“Starting to really dislike the 140 character limit after years of advocating it. Conversations are so choppy here.”
Before I give you my reaction a bit of background
I have to admit one of the things I’ve enjoyed about Google+ is watching it evolve, watching early adopters whose opinions I respect discussing the new network, and discovering how it works. Chris Brogan for one hung up his keys at Facebook and moved lock stock and barrel over to G+. These people were finding new ways that Google+ would work and sharing them with their followers.
After a while it became apparent that Google+ was not just a potential Facebook rival but also a Twitter rival, the stream was reminiscent of Twitter and you have the ability of following people who don’t follow you back. There was nothing amazingly different about Google+ but it was taking the best bits of other social networks and improving them. And therein lies G+’s strength.
With a massive user base that grew at a rate that must have struck panic into the heart of Mark Zukerberg I was beginning to think that perhaps it could eclipse Facebook and do so much faster than I’d originally anticipated. However this has yet to happen. There are members all right but few are active and my feed is still dominated by a few power users.
When G+ was launched I avidly created content specifically for it, I routed out my best photos, made specific videos and found links just for sharing there. To me if I was going to be a success with Google+ I’d have to discover what to post and how to differentiate what I was doing there to what I did on other networks. My community and potential target market are very much ensconced on Facebook and Twitter so leaving them like Chris Brogan did wouldn’t work for me.
As time has passed I have posted less and less. I dip in everyday to have a look at what’s going on and sadly I now break my golden rule. “thou shalt not post the same content to Facebook and Google+”.
There are some people on there whose streams I find entertaining. There are some great photographers and seeing photos in the timeline is definitely one thing that G+ has over Twitter. There are also the social media peeps. Chris Brogan, Mari Smith. They post great stuff and I love reading it but I hesitate before commenting. Why? Well firstly the volume of notifications. Yes I can mute a post but really my trips to G+ are swift and stopping to mute stuff on the way seems unnecessary. The notifications that someone else has responded to the post would be fine if there was a conversation going on but each commentator seems to act individually, they are communicating with the original poster but not me and not the others who have left comments. This is how it works on Twitter but surely G+ gives us the platform to converse. I myself am guilty of this. I leave a comment based on the original post and the first few comments I see. Real conversation can spring up on G+ but usually it’s on the content posted by less influential users. I’ve participated in small scale conversations on both my own and other users posts.

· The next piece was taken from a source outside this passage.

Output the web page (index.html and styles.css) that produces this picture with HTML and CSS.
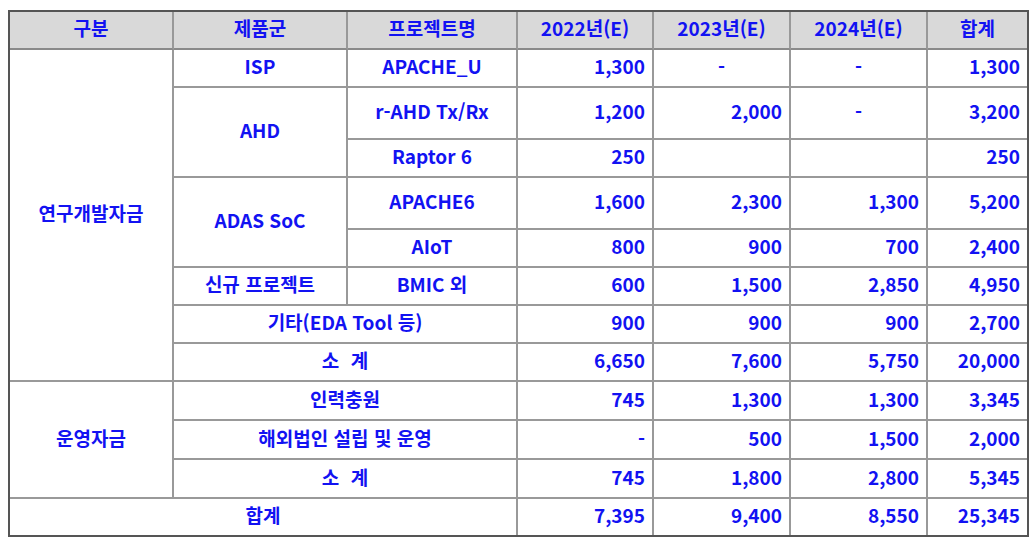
FILE: index.html
```html
<!DOCTYPE html>
<html lang="ko">
<head>
<meta charset="utf-8">
<link rel="stylesheet" href="styles.css">
</head>
<body>
<table class="budget">
  <colgroup>
    <col class="c1"><col class="c2"><col class="c3"><col class="c4"><col class="c5"><col class="c6"><col class="c7">
  </colgroup>
  <thead>
    <tr class="r-head">
      <th>구분</th><th>제품군</th><th>프로젝트명</th><th>2022년(E)</th><th>2023년(E)</th><th>2024년(E)</th><th>합계</th>
    </tr>
  </thead>
  <tbody>
    <tr class="r38">
      <td class="ctr" rowspan="8">연구개발자금</td>
      <td class="ctr">ISP</td>
      <td class="ctr">APACHE_U</td>
      <td class="num">1,300</td><td class="ctr">-</td><td class="ctr">-</td><td class="num">1,300</td>
    </tr>
    <tr class="r52">
      <td class="ctr" rowspan="2">AHD</td>
      <td class="ctr">r-AHD Tx/Rx</td>
      <td class="num">1,200</td><td class="num">2,000</td><td class="ctr">-</td><td class="num">3,200</td>
    </tr>
    <tr class="r38">
      <td class="ctr">Raptor 6</td>
      <td class="num">250</td><td class="num"></td><td class="num"></td><td class="num">250</td>
    </tr>
    <tr class="r52">
      <td class="ctr" rowspan="2">ADAS SoC</td>
      <td class="ctr">APACHE6</td>
      <td class="num">1,600</td><td class="num">2,300</td><td class="num">1,300</td><td class="num">5,200</td>
    </tr>
    <tr class="r38">
      <td class="ctr">AIoT</td>
      <td class="num">800</td><td class="num">900</td><td class="num">700</td><td class="num">2,400</td>
    </tr>
    <tr class="r38">
      <td class="ctr">신규 프로젝트</td>
      <td class="ctr">BMIC 외</td>
      <td class="num">600</td><td class="num">1,500</td><td class="num">2,850</td><td class="num">4,950</td>
    </tr>
    <tr class="r38">
      <td class="ctr" colspan="2">기타(EDA Tool 등)</td>
      <td class="num">900</td><td class="num">900</td><td class="num">900</td><td class="num">2,700</td>
    </tr>
    <tr class="r38">
      <td class="ctr spaced" colspan="2">소 계</td>
      <td class="num">6,650</td><td class="num">7,600</td><td class="num">5,750</td><td class="num">20,000</td>
    </tr>
    <tr class="r39">
      <td class="ctr" rowspan="3">운영자금</td>
      <td class="ctr" colspan="2">인력충원</td>
      <td class="num">745</td><td class="num">1,300</td><td class="num">1,300</td><td class="num">3,345</td>
    </tr>
    <tr class="r39">
      <td class="ctr" colspan="2">해외법인 설립 및 운영</td>
      <td class="num">-</td><td class="num">500</td><td class="num">1,500</td><td class="num">2,000</td>
    </tr>
    <tr class="r39">
      <td class="ctr spaced" colspan="2">소 계</td>
      <td class="num">745</td><td class="num">1,800</td><td class="num">2,800</td><td class="num">5,345</td>
    </tr>
    <tr class="r-last">
      <td class="ctr" colspan="3">합계</td>
      <td class="num">7,395</td><td class="num">9,400</td><td class="num">8,550</td><td class="num">25,345</td>
    </tr>
  </tbody>
</table>
</body>
</html>
```

FILE: styles.css
```css
html, body {
  margin: 0;
  padding: 0;
  background: #ffffff;
}

body {
  font-family: "Noto Sans CJK KR", "Noto Sans", sans-serif;
  color: #1212f2;
}

.budget {
  margin: 10px 0 0 8px;
  width: 1019px;
  table-layout: fixed;
  border-collapse: separate;
  border-spacing: 0;
  border: 2px solid #555555;
  font-size: 19px;
  font-weight: 700;
  line-height: 1;
}

.c1 { width: 164px; }
.c2 { width: 174px; }
.c3 { width: 170px; }
.c4 { width: 136px; }
.c5 { width: 137px; }
.c6 { width: 137px; }
.c7 { width: 99px; }

.budget th,
.budget td {
  padding: 0 0 5px 0;
  border-right: 2px solid #999999;
  border-bottom: 2px solid #999999;
  vertical-align: middle;
  white-space: nowrap;
}

.budget tr > :last-child {
  border-right: 0;
}

.budget tbody tr:last-child > td {
  border-bottom: 0;
}

.budget th {
  background: #d9d9d9;
  font-weight: 700;
  text-align: center;
  border-bottom: 2px solid #8a8a8a;
}

.r-head { height: 38px; }
.r38 { height: 38px; }
.r39 { height: 39px; }
.r52 { height: 52px; }
.r-last { height: 36px; }

.ctr { text-align: center; }

.num {
  text-align: right;
  padding-right: 7px !important;
}

.spaced { word-spacing: 6px; }
```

I guess part of the reason for this is the curse of celebrity, Twitter has given us unpresidented access to celebrity and this has carried forward to Google+. The problem being that Twitter is filtered so we don’t all see @replies of adoration aimed at high profile users, sadly on Google+ we do.
So with all those users I still see my feed dominated by celebrities or power users, I see some of my contacts struggling with G+ or like me just throwing the odd link up here and there. It’s partly my fault, I’m not leading my community over to G+, I’m not encouraging them the way others there are and unless I, and people like me, make a better effort Google+ can not succeed.
So my reaction to Chris Brogans Tweet was
“@chrisbrogan G+ isn’t ready for the masses yet.. us with smaller communities are finding it harder.”
to which he responded
“@spiderworking – how so?”
As if to endorse the sentiment of his original tweet I’ve had to post over 800 words to explain my thoughts.
I’m not sure I disagree with Chris Brogan’s point of view as such I’m just not there yet and neither is my community. It’s almost as if due to his loyal community base he’s been able to take the express train to Google+ adoption where as I’m still on the steam train, we stop more often on the way though and hopefully we’ll pick up passengers on route.
What are your thoughts on Google+? Will you pledge like me to try harder? I’d love to hear your thoughts.